Two more Irish politicians have indicated their determination to oppose the abortion legislation of Irish Prime Minister Enda Kenny. There is still only a handful of members of the Irish parliament who have so far come out in opposition to Kenny’s proposed legislation which is being forced through the two houses of the parliament. In what many see as a charade of democracy, where procedures are following the letter but certainly not the spirit of the rules of the political game, the Bill will pass into law in two weeks time unless some miracle change of heart occurs among the two hundred odd members making up the two houses of the parliament. The handful of brave members of the ruling party whose right of conscience is being denied have as much hope at present as the lone protester standing in front of the tanks in Tienanmen Square 24 years ago.
Fine Gael Senator Tom Sheahan and Independent TD Denis Naughten have today added their voices to the opposition to the Government’s proposed legislation and have announced that they will vote against it. Sheahan will do so at the cost of losing his parliamentary party membership, losing the party whip.
Senator Tom Sheahan confirmed that he would vote against the legislation given serious issues he has with it while Deputy Denis Naughten, a member of the Oireachtas Health Committee said that he wouldn’t be voting for the legislation if the provision for abortion on the grounds of suicide remains.
In a statement today Deputy Chairperson of the Pro Life Campaign Cora Sherlock welcomed the decision of Senator Sheahan and Deputy Naughten.
Ms. Sherlock said: “It is heartening that more Oireachtas Members understand what is really contained in this Bill and see how truly unjust it is. For example the Bill permits abortion through the full nine months of pregnancy and it denies the fact that abortion, rather than being a treatment for suicidal ideation, actually exposes women to greater risk of negative mental health consequences.”
She continued: “We applaud those who are willing to stand up against this legislation. They deserve our thanks. It is completely undemocratic that to date there has been no real debate in the Dáil on what the abortion Bill actually contains. If there was I expect that many more TDs and Senators would voice their opposition to it.”

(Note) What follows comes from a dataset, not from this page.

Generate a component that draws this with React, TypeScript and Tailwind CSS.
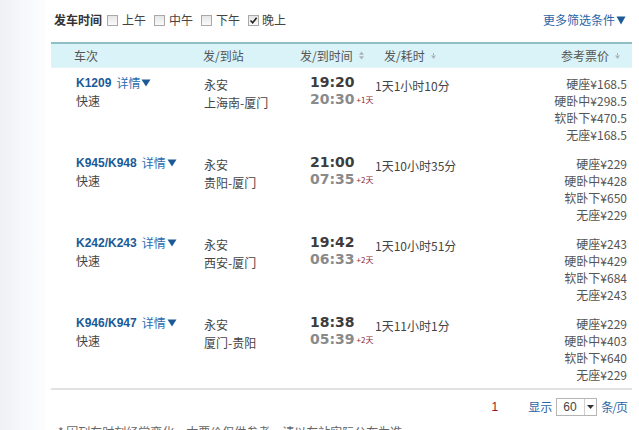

“Our Taoiseach has ignored the right of conscience on this issue. It is a shame that TDs and Senators are being forced to chose between their livelihood and their conscience”, Ms. Sherlock concluded.
Meanwhile a government minister, Lucinda Creighton, has again spoken of her reservations about the Bill. The Irish Times
reported her as saying yesterday, “Under the legislation, there are mechanisms for the mother to vindicate her right to life, which is absolutely correct and appropriate. But there is no mechanism for the unborn child,” Ms Creighton said during a working visit to Paris. “The challenge for the legislature is to balance the constitutional protection for both.”Such a measure would “not necessarily” mean that the attorney general would come into contact with the mother, “but could perhaps review the file”. There were “a variety of legal avenues”, she said. But “there has to be some consideration given to it as we go through the committee stage of the legislation.” Asked whether the draft legislation needed amendments, she replied, “Absolutely.”Ms Creighton said she still had deep reservations about the suicide clause, which would allow a suicidal pregnant woman to seek an abortion. “My views haven’t changed. I think the suicide clause is quite dubious.”“I always felt that our whip system is outmoded and used to excess. I would like to see a different approach. It would be good for our politics if members were able to express different opinions within reason, particularly on issues of conscience . . . People have very, very personal beliefs.”
Fine Gael’s Brian Walsh – one of the government party members who has already entered the field against the legislation – has warned Kenny that up to 10 of his colleagues will do the same.
“We now appear poised to enact legislation based on absurd premise that the suicidality of one human being can be abated by the death of another. This is medico-legal nonsense and a principle that I cannot support,” Mr Walsh said.
Highlighting the undemocratic character of the entire procedure – fearful nof what the outcome might be, Kenny refused to put the issue directly to the people in a referendum – Walsh accused the Government of designing parts of the legislation – particularly the inclusion of a clause to allow a pregnant woman claiming that she is suicidal the right to an abortion – to suit the politician, rather than the mother and the child.